Check every line of the data below for the string "this", and copy the ones that hold it.
[START]
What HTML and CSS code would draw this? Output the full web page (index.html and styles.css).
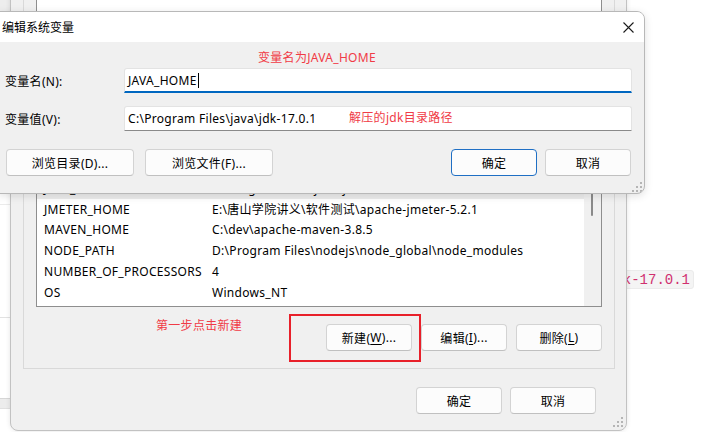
FILE: index.html
```html
<!DOCTYPE html>
<html lang="zh-CN">
<head>
<meta charset="utf-8">
<title>编辑系统变量</title>
<link rel="stylesheet" href="styles.css">
</head>
<body>
<div class="desk">
  <div class="side-win">
    <div class="sw sw-top"></div>
    <div class="sw sw-a"></div>
    <div class="sw sw-b"></div>
    <div class="sw sw-c"></div>
    <div class="sw sw-band"></div>
  </div>

  <code class="snippet">jdk-17.0.1</code>

  <div class="env-dlg">
    <div class="grp grp-user">
      <div class="lst lst-user"></div>
    </div>
    <div class="grp grp-sys">
      <div class="lst">
        <div class="rows">
          <div class="row first"></div>
          <div class="row sel"><span class="c1">JAVA_HOME</span><span class="c2">C:\Program Files\java\jdk-17.0.1</span></div>
          <div class="row"><span class="c1">JMETER_HOME</span><span class="c2">E:\唐山学院讲义\软件测试\apache-jmeter-5.2.1</span></div>
          <div class="row"><span class="c1">MAVEN_HOME</span><span class="c2">C:\dev\apache-maven-3.8.5</span></div>
          <div class="row"><span class="c1">NODE_PATH</span><span class="c2">D:\Program Files\nodejs\node_global\node_modules</span></div>
          <div class="row"><span class="c1">NUMBER_OF_PROCESSORS</span><span class="c2">4</span></div>
          <div class="row"><span class="c1">OS</span><span class="c2">Windows_NT</span></div>
        </div>
        <div class="vscroll"><div class="thumb"></div></div>
      </div>
      <div class="btnrow">
        <button class="btn btn-s">新建(<u>W</u>)...</button>
        <button class="btn btn-s">编辑(<u>I</u>)...</button>
        <button class="btn btn-s">删除(<u>L</u>)</button>
      </div>
    </div>
    <div class="footer">
      <button class="btn btn-s">确定</button>
      <button class="btn btn-s">取消</button>
    </div>
    <svg class="grip" width="10" height="10" viewBox="0 0 10 10"><g fill="#b5b5b5"><rect x="8" y="0" width="2" height="2"/><rect x="4" y="4" width="2" height="2"/><rect x="8" y="4" width="2" height="2"/><rect x="0" y="8" width="2" height="2"/><rect x="4" y="8" width="2" height="2"/><rect x="8" y="8" width="2" height="2"/></g></svg>
  </div>

  <div class="edit-dlg">
    <div class="titlebar">
      <span class="title">编辑系统变量</span>
      <svg class="close" width="11" height="11" viewBox="0 0 11 11"><path d="M0.5 0.5 L10.5 10.5 M10.5 0.5 L0.5 10.5" stroke="#1b1b1b" stroke-width="1.1" fill="none"/></svg>
    </div>
    <div class="body">
      <div class="field">
        <label class="lbl">变量名(N):</label>
        <div class="input focus"><span>JAVA_HOME</span><span class="caret"></span></div>
      </div>
      <div class="field">
        <label class="lbl">变量值(V):</label>
        <div class="input"><span>C:\Program Files\java\jdk-17.0.1</span></div>
      </div>
      <div class="actions">
        <div class="group">
          <button class="btn btn-w">浏览目录(D)...</button>
          <button class="btn btn-w">浏览文件(F)...</button>
        </div>
        <div class="group group-r">
          <button class="btn btn-s default">确定</button>
          <button class="btn btn-s">取消</button>
        </div>
      </div>
    </div>
    <svg class="grip grip-fg" width="10" height="10" viewBox="0 0 10 10"><g fill="#b5b5b5"><rect x="8" y="0" width="2" height="2"/><rect x="4" y="4" width="2" height="2"/><rect x="8" y="4" width="2" height="2"/><rect x="0" y="8" width="2" height="2"/><rect x="4" y="8" width="2" height="2"/><rect x="8" y="8" width="2" height="2"/></g></svg>
  </div>

  <div class="note note1">变量名为JAVA_HOME</div>
  <div class="note note2">解压的jdk目录路径</div>
  <div class="note note3">第一步点击新建</div>
  <div class="hl-box"></div>
</div>
</body>
</html>
```

FILE: styles.css
```css
* { box-sizing: border-box; margin: 0; padding: 0; }
html, body { width: 702px; height: 432px; overflow: hidden; background: #fff; }
body {
  font-family: "Noto Sans", "Noto Sans CJK SC", sans-serif;
  font-size: 12px;
  letter-spacing: 0.3px;
  color: #000;
}
.desk { position: relative; width: 702px; height: 432px; overflow: hidden; background: #fff; }

/* window peeking at the far left */
.side-win {
  position: absolute; left: -200px; top: 0; width: 210px; height: 432px;
  background: #fff; display: flex; flex-direction: column;
}
.sw { flex: none; border-bottom: 1px solid #dedede; }
.sw-top { height: 194px; background: #ededed; border-bottom-color: #cfcfcf; }
.sw-a { height: 11px; border-bottom-color: #ebebeb; }
.sw-b { height: 113px; border-bottom-color: #e2e2e2; }
.sw-c { height: 81px; border-bottom-color: #d6d6d6; }
.sw-band { height: 10px; background: #ececec; border-bottom-color: #e0e0e0; }

/* code snippet on the page */
.snippet {
  position: absolute; left: 602px; top: 270px; height: 19px;
  padding: 0 3px; line-height: 18px; letter-spacing: 0;
  font-family: "Liberation Mono", monospace; font-size: 14px;
  color: #d0306f; background: #f4f4f4; border: 1px solid #ebebeb; border-radius: 3px;
}

/* background dialog (环境变量) */
.env-dlg {
  position: absolute; left: 10px; top: -70px; width: 617px; height: 501px;
  background: #f0f0f0; border: 1px solid #c2c2c2; border-radius: 0 0 8px 8px;
  padding: 0 11px 0 12px;
  display: flex; flex-direction: column;
  box-shadow: 0 0 5px rgba(0,0,0,0.10);
}
.grp { flex: none; border: 1px solid #d9d9d9; }
.grp-user { height: 217px; border-top: none; padding: 0 12px; }
.lst-user { height: 205px; }
.grp-sys { margin-top: 4px; padding: 4px 12px 17px 12px; }
.lst {
  height: 150px; border: 1px solid #8e8e8e; background: #fff;
  display: flex; overflow: hidden;
}
.rows { flex: 1; display: flex; flex-direction: column; overflow: hidden; }
.row { flex: none; height: 20.75px; display: flex; align-items: center; padding-left: 7px; white-space: nowrap; }
.row.first { height: 20px; }
.row.sel { background: #ececec; }
.c1 { width: 168px; flex: none; }
.vscroll { width: 17px; flex: none; background: #f0f0f0; }
.thumb { width: 2px; height: 58px; margin-left: 7px; background: #8a8a8a; border-radius: 1px; }
.btnrow { margin-top: 17px; display: flex; justify-content: flex-end; gap: 9px; }
.footer { margin-top: 18px; display: flex; justify-content: flex-end; gap: 8px; padding-right: 19px; }

.btn {
  height: 27px; flex: none;
  border: 1px solid #d3d3d3; border-bottom-color: #c0c0c0; border-radius: 4px;
  background: #fcfcfc; color: #000;
  font-family: inherit; font-size: 12px; letter-spacing: 0.3px;
  display: flex; align-items: center; justify-content: center;
}
.btn u { text-underline-offset: 2px; }
.btn-s { width: 86px; }
.btn-w { width: 128px; }
.btn.default { border: 1px solid #1f6fc4; }

.grip { position: absolute; right: 3px; bottom: 3px; }

/* foreground dialog (编辑系统变量) */
.edit-dlg {
  position: absolute; left: -1px; top: 11px; width: 646px; height: 183px;
  background: #f0f0f0; border: 1px solid #b8b8b8; border-radius: 0 8px 8px 0;
  overflow: hidden; display: flex; flex-direction: column;
  box-shadow: 0 2px 8px rgba(0,0,0,0.12);
}
.titlebar {
  height: 30px; flex: none; background: #fff;
  display: flex; align-items: center; justify-content: space-between;
  padding: 0 10px 0 2px;
}
.title { font-size: 12px; padding-bottom: 1px; letter-spacing: 0; }
.body { padding: 26px 12px 0 0; display: flex; flex-direction: column; }
.field { display: flex; align-items: center; height: 25px; }
.field + .field { margin-top: 13px; }
.lbl { width: 124px; flex: none; padding-left: 5px; }
.input {
  flex: 1; height: 25px; background: #fff;
  border: 1px solid #e3e3e3; border-bottom-color: #8a8a8a; border-radius: 3px 3px 0 0;
  padding-left: 3px; display: flex; align-items: center;
}
.input.focus { border-bottom: 2px solid #0067c0; padding-top: 1px; }
.caret { width: 1px; height: 15px; background: #000; margin-left: 1px; }
.actions { margin-top: 18px; display: flex; justify-content: space-between; padding: 0 1px 0 6px; }
.group { display: flex; gap: 11px; }
.group-r { gap: 8px; }
.grip-fg { right: 2px; bottom: 1px; }

/* annotations */
.note { position: absolute; color: #f03b46; font-size: 12px; line-height: 16px; white-space: nowrap; }
.note1 { left: 258px; top: 50px; }
.note2 { left: 349px; top: 110px; }
.note3 { left: 156px; top: 318px; }
.hl-box { position: absolute; left: 289px; top: 314px; width: 132px; height: 48px; border: 2px solid #e8202a; }
```
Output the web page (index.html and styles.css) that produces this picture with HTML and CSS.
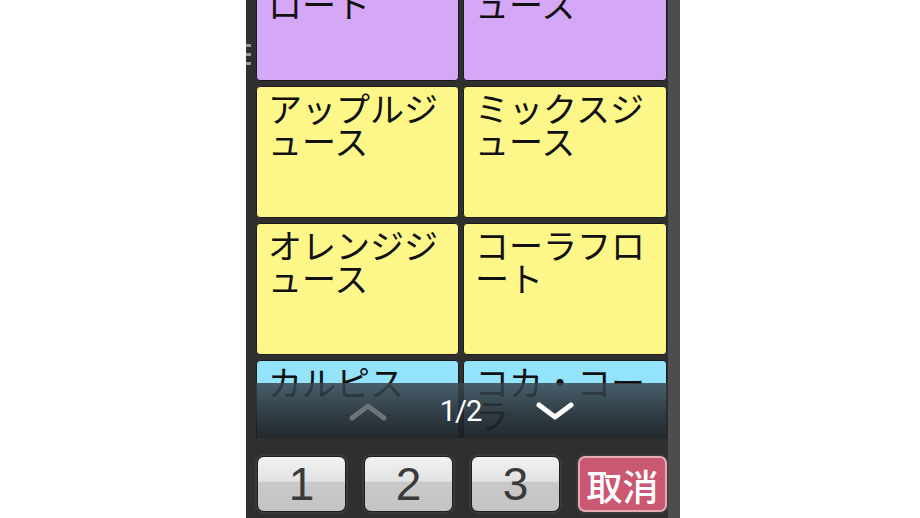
[END]
▶ **CORRECT OUTPUT**:
What HTML and CSS code would draw this? Output the full web page (index.html and styles.css).
Output the web page (index.html and styles.css) that produces this picture with HTML and CSS.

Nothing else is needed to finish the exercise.